Luis Rubio - El Siglo de Torreón
La desigualdad es una característica estructural de nuestro país: desde tiempos ancestrales, el origen social, la localización geográfica y las condiciones del entorno en que cada familia vive determinan un piso desigual. México no es excepcional en haber heredado tanto una estructura social como una orografía que crea condiciones sociopolíticas y económicas de desigualdad; en lo que México sí es excepcional respecto a innumerables países de similar nivel de producto per cápita es en haber fracasado (o, incluso, no intentado) crear condiciones para mejorar la probabilidad de éxito de toda la población, sin distingo alguno. De hecho, el problema radica en otro lado: muchos políticos tienen visiones maximalistas de tal magnitud que acaban siendo utópicas. Otros simplemente prefieren que persista la pobreza.

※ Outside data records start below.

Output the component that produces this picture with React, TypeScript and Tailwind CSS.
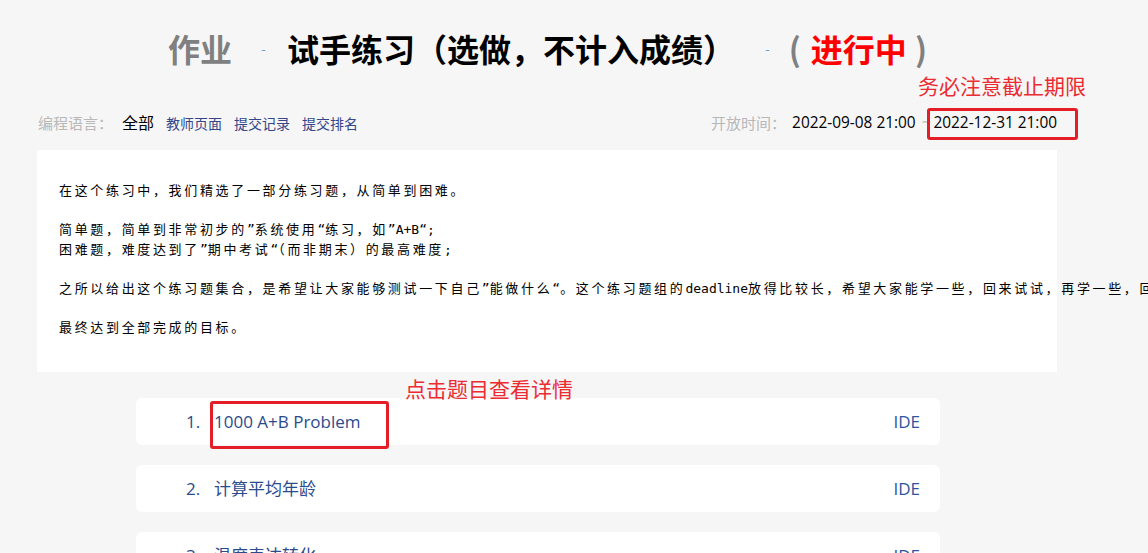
import React from "react";

const problems = [
  { no: 1, title: "1000 A+B Problem" },
  { no: 2, title: "计算平均年龄" },
  { no: 3, title: "温度表达转化" },
];

// half-width runs (latin, quotes, ;) keep normal spacing, CJK cells get spread out
function MonoLine({ text }: { text: string }) {
  const parts = text.split(/([A-Za-z+;\u201c\u201d]+)/);
  return (
    <div className="h-[19.6px]">
      {parts.map((p, i) =>
        /^[A-Za-z+;\u201c\u201d]+$/.test(p) ? (
          <span key={i} className="tracking-normal">
            {p}
          </span>
        ) : (
          <span key={i} className="tracking-[2.66px]">
            {p}
          </span>
        )
      )}
    </div>
  );
}

const intro = [
  "在这个练习中，我们精选了一部分练习题，从简单到困难。",
  "",
  "简单题，简单到非常初步的\u201d系统使用\u201c练习，如\u201dA+B\u201c;",
  "困难题，难度达到了\u201d期中考试\u201c（而非期末）的最高难度;",
  "",
  "之所以给出这个练习题集合，是希望让大家能够测试一下自己\u201d能做什么\u201c。这个练习题组的deadline放得比较长，希望大家能学一些，回来试试，再学一些，回来试试，",
  "",
  "最终达到全部完成的目标。",
];

export default function App() {
  return (
    <div className="relative h-[553px] w-full overflow-hidden bg-[#f6f6f6] font-['Open_Sans','Noto_Sans_CJK_SC',sans-serif]">
      <div className="ml-[37px] w-[1020px]">
        <h1 className="flex h-[96px] items-center pl-[131px] text-[32px] font-bold font-['Noto_Sans_CJK_SC',sans-serif]">
          <span className="text-[#808080]">作业</span>
          <span className="ml-[29px] text-[14px] font-normal text-[#6fa3d6]">-</span>
          <span className="ml-[21px] text-black">试手练习（选做，不计入成绩）</span>
          <span className="ml-[30px] text-[14px] font-normal text-[#6fa3d6]">-</span>
          <span className="ml-[19px] text-[#808080]">(</span>
          <span className="ml-[10px] text-[#ff0000]">进行中</span>
          <span className="ml-[8px] text-[#808080]">)</span>
        </h1>

        <div className="flex h-[54px] items-center justify-between pl-px">
          <div className="flex items-center">
            <span className="text-[15px] text-[#b8b8b8]">编程语言：</span>
            <span className="ml-[9px] text-[16px] text-black">全部</span>
            <div className="ml-3 flex gap-3 text-[14px] text-[#34468a]">
              <span>教师页面</span>
              <span>提交记录</span>
              <span>提交排名</span>
            </div>
          </div>
          <div className="flex items-center text-[15.4px]">
            <span className="text-[15px] text-[#b8b8b8]">开放时间：</span>
            <span className="ml-[6px] text-black">2022-09-08 21:00</span>
            <span className="ml-[6px] text-[#b8b8b8]">~</span>
            <span className="ml-[3px] text-black">2022-12-31 21:00</span>
          </div>
        </div>

        <div className="whitespace-pre bg-white pb-[34px] pl-[22px] pt-[31px] text-[13px] leading-[19.6px] text-black font-['DejaVu_Sans_Mono','Noto_Sans_CJK_SC',monospace]">
          {intro.map((line, i) => (
            <MonoLine key={i} text={line} />
          ))}
        </div>

        <ul className="ml-[99px] mt-[26px] flex w-[804px] flex-col gap-5">
          {problems.map((p) => (
            <li
              key={p.no}
              className="flex h-[47px] items-center justify-between rounded-md bg-white pl-[50px] pr-[20px] text-[17px] text-[#2b4b8d]"
            >
              <div className="flex items-center">
                <span className="w-[28px]">{p.no}.</span>
                <span>{p.title}</span>
              </div>
              <span className="text-[#2d55a0]">IDE</span>
            </li>
          ))}
        </ul>
      </div>

      {/* annotations drawn over the screenshot */}
      <div className="absolute left-[918px] top-[70px] text-[21px] leading-[30px] text-[#ec2b33] font-['Noto_Sans_CJK_SC',sans-serif]">
        务必注意截止期限
      </div>
      <div className="absolute left-[927px] top-[108px] h-[32px] w-[151px] rounded-[3px] border-[3px] border-[#e41e26]" />
      <div className="absolute left-[405px] top-[373px] text-[21px] leading-[30px] text-[#ec2b33] font-['Noto_Sans_CJK_SC',sans-serif]">
        点击题目查看详情
      </div>
      <div className="absolute left-[210px] top-[401px] h-[48px] w-[179px] rounded-[3px] border-[3px] border-[#e41e26]" />
    </div>
  );
}
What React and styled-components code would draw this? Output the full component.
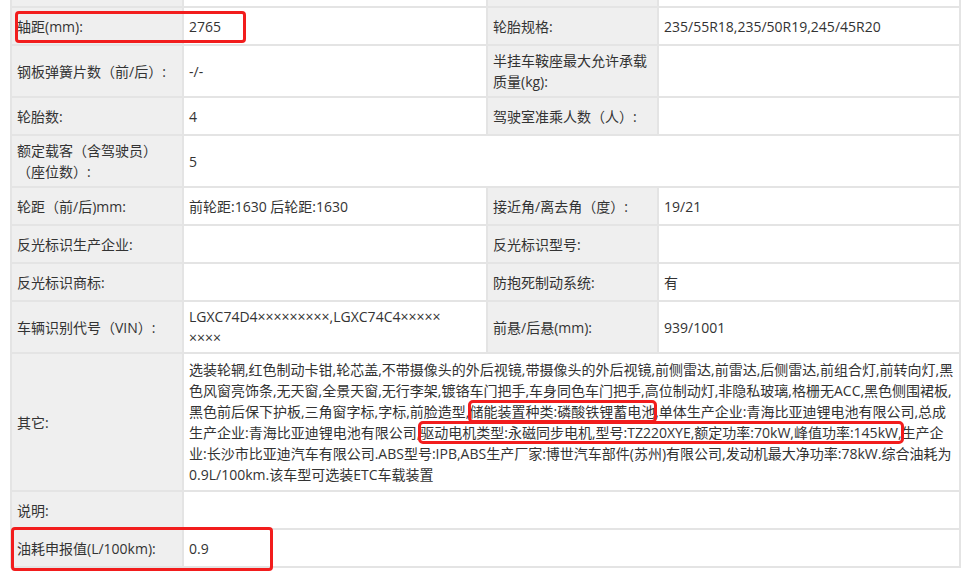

El discurso político sobre la desigualdad es generoso en retórica, pero parco en soluciones. Desde luego, no faltan propuestas de igualar hacia abajo a través de una redistribución radical del ingreso, lo que implicaría que hubiera muchos más pobres cuando lo que nuestra sociedad exige es tener muchos más ricos. Otras propuestas se concentran en atenuar los síntomas de la pobreza o de quienes no tienen acceso a los beneficios que genera la sociedad, sobre todo a través de subsidios que consisten en transferencias a familias pobres a cambio del cumplimiento de ciertos compromisos como llevar a los niños a la escuela y a los centros de salud, la esencia de programas como Oportunidades, Progresa y similares.